Hadn’t they been happy, the three of them?

Look at this place! A world without cars, without paperwork, without a calendar half the time, amongst good simple people who were content to live and let live. Old Fotis the stonemason was a gentle taskmaster and the work was satisfying and inconstant. There were long days on the pebble beach for just the three of them, the mountain walks, mosquito coil evenings out on the terrace with muscat grapes heavy overhead and the rats riffling through like relatives. Long letters home, endless meals, collaborations on the Mickey Mouse colouring book and readings from Jules Verne. There was the golden colour of their always bare skin. Songs. Silly moments. There was the day Billie learnt to swim, like a Sunday School miracle. In the afternoons he would come down from the mountain where that great house was taking shape in the side of the cliff, to the cool terrace of their place by the shore where a few cold bottles of Amstel waited and Jennifer and Alex wound up the day’s lesson. Billie coming in from the Up School on the horse with the neighbours’ boys. Oh, yeah, they’d been happy or he was worse than stupid.

He was even more or less happy about Alex and the daily painting lesson which kept the old fart in drinking money. Alex Moore. Worthless, as Scully’s mother would have said, but likeable enough. His paintings hung in some good American collections, but all Scully could go on were the canvasses from the sixties that he saw in some of the bigger expat houses on the island. They were better than good, as far as anyone who had finished high school in his twenties and bombed out of university could tell. Alex had pissed it all away and had done nothing but cadge and bludge and weasle and whine since men first went to the moon.
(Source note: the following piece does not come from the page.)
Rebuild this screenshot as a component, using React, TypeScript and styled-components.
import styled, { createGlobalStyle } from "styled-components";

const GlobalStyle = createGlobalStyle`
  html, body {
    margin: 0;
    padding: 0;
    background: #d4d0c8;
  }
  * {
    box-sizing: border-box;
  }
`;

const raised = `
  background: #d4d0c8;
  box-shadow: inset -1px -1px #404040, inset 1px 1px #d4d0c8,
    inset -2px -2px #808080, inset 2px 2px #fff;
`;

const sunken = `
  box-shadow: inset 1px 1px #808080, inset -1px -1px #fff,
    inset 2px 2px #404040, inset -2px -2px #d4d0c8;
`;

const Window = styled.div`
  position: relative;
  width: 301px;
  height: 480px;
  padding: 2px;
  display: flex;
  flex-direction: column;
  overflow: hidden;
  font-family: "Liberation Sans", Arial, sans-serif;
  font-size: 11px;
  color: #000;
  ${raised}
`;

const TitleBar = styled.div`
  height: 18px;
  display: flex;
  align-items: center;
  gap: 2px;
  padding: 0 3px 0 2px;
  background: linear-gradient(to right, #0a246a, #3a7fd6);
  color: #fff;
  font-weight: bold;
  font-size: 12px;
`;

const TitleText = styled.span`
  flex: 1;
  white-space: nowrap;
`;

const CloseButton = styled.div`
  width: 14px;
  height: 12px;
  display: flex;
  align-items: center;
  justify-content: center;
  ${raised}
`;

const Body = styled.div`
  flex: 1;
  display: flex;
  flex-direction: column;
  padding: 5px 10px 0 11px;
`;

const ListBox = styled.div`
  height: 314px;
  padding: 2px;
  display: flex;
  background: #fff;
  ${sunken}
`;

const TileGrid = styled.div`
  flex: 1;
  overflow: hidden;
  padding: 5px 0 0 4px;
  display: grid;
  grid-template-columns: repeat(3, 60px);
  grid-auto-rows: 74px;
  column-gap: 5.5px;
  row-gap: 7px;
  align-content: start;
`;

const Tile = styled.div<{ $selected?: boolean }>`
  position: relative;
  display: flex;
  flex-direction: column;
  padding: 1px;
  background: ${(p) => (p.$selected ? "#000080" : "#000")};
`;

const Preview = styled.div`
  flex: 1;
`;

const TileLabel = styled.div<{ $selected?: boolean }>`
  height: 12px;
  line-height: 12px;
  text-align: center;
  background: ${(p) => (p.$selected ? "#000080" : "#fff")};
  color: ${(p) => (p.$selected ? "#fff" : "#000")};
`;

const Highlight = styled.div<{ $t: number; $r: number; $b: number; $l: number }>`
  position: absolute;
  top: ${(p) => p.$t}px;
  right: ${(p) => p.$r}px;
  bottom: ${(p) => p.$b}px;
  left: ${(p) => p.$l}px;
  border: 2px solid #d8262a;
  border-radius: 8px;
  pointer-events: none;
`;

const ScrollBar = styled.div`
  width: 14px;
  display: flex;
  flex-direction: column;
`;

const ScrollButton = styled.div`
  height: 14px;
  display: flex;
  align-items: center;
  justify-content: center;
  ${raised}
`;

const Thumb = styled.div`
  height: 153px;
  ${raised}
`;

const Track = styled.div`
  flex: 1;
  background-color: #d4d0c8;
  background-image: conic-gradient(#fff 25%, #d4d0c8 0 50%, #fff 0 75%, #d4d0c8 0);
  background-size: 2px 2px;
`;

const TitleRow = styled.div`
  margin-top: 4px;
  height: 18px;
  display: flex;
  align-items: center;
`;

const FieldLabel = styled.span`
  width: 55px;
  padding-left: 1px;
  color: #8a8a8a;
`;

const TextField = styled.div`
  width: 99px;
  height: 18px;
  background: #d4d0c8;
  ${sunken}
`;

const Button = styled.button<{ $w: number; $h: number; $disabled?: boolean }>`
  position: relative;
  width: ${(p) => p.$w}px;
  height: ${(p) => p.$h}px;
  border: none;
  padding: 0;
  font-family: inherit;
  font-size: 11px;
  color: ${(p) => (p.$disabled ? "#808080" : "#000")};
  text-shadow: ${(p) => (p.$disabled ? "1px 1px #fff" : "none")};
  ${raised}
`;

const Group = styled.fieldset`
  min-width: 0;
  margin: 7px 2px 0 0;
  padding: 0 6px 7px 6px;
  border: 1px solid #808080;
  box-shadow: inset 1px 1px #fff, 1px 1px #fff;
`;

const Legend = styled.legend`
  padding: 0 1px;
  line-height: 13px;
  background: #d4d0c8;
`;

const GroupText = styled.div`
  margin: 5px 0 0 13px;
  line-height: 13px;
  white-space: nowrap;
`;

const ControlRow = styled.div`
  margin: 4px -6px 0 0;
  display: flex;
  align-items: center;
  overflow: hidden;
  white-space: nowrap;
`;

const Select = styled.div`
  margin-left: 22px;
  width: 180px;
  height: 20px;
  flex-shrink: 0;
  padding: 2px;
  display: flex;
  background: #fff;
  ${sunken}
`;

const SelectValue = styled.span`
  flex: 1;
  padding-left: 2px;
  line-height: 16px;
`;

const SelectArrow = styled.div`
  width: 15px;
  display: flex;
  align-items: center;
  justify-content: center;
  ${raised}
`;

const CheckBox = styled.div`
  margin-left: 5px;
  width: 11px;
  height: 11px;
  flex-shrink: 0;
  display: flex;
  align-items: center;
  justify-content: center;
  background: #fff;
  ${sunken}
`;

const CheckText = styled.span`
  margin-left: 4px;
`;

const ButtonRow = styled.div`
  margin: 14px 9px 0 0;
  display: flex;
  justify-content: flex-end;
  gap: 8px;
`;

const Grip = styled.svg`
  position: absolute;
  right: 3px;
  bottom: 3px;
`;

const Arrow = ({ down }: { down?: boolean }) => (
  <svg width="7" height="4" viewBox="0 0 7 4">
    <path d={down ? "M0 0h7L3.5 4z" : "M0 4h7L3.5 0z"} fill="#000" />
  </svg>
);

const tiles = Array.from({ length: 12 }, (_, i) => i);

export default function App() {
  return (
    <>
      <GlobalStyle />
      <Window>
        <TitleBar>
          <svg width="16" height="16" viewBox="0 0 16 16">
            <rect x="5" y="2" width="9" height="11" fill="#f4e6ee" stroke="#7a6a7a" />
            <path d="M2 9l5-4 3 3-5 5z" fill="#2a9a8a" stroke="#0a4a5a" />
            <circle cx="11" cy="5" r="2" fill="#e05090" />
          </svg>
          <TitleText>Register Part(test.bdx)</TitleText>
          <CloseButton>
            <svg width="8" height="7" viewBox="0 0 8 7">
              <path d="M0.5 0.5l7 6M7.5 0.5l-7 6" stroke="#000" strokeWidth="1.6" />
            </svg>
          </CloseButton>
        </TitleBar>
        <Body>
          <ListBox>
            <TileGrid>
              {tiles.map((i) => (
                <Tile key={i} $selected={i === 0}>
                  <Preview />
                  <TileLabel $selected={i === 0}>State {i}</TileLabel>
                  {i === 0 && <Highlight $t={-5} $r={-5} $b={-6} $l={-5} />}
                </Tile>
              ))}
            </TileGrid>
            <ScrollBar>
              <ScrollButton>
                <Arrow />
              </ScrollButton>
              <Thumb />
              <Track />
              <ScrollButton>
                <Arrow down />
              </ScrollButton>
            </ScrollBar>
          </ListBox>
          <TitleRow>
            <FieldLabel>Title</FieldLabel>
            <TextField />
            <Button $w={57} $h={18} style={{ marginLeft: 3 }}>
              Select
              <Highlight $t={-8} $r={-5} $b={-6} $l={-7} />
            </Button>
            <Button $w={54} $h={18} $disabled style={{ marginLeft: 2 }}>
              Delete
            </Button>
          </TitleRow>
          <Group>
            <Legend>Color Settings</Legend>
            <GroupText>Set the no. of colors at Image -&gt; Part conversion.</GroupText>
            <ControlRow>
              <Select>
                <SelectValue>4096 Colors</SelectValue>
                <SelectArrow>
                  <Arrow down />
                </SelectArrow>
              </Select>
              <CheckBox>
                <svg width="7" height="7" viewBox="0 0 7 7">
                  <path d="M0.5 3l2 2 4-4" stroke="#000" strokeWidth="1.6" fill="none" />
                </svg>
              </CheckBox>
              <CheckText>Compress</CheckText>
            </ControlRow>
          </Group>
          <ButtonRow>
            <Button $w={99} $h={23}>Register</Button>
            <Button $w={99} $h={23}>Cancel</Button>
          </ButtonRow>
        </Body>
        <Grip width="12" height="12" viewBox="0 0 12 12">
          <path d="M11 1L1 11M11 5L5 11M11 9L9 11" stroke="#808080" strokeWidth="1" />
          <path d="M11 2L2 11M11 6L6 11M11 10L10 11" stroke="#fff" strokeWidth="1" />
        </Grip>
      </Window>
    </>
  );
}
Having the smoke-cured old blight there every day and for half their meals took some taking, it was true, but Jennifer felt she was getting somewhere. She was so infectiously excited that Scully simply wore it. The house at the edge of the sea soothed him. She came to bed at night with the sweet musk of ouzo on her breath and the creamy moonlight on the sheets and they made love like in the old days.

Looking back, Scully saw nothing to strike a real note of warning. True, he occasionally argued with Arthur or one of the expats’ summer friends, and he was cranky when the meltemi blew its guts out in August, but then everyone was shitty with chalk in their eyes and the sea too dangerous to swim in, and the heat sucking the sweat from you.

Billie returned from the toilet. She had splashed her face with water and her cotton sweater was blotched with it. She moved her sneakers in small circles on the smooth flags.

Scully sat with the taste of resin in his mouth and tried to think. He hated to drink wine during the day. It did exactly this, it stopped your brain.

Just then, Arthur came wheezing back along the wharf, his white ducks sweaty and soup stained.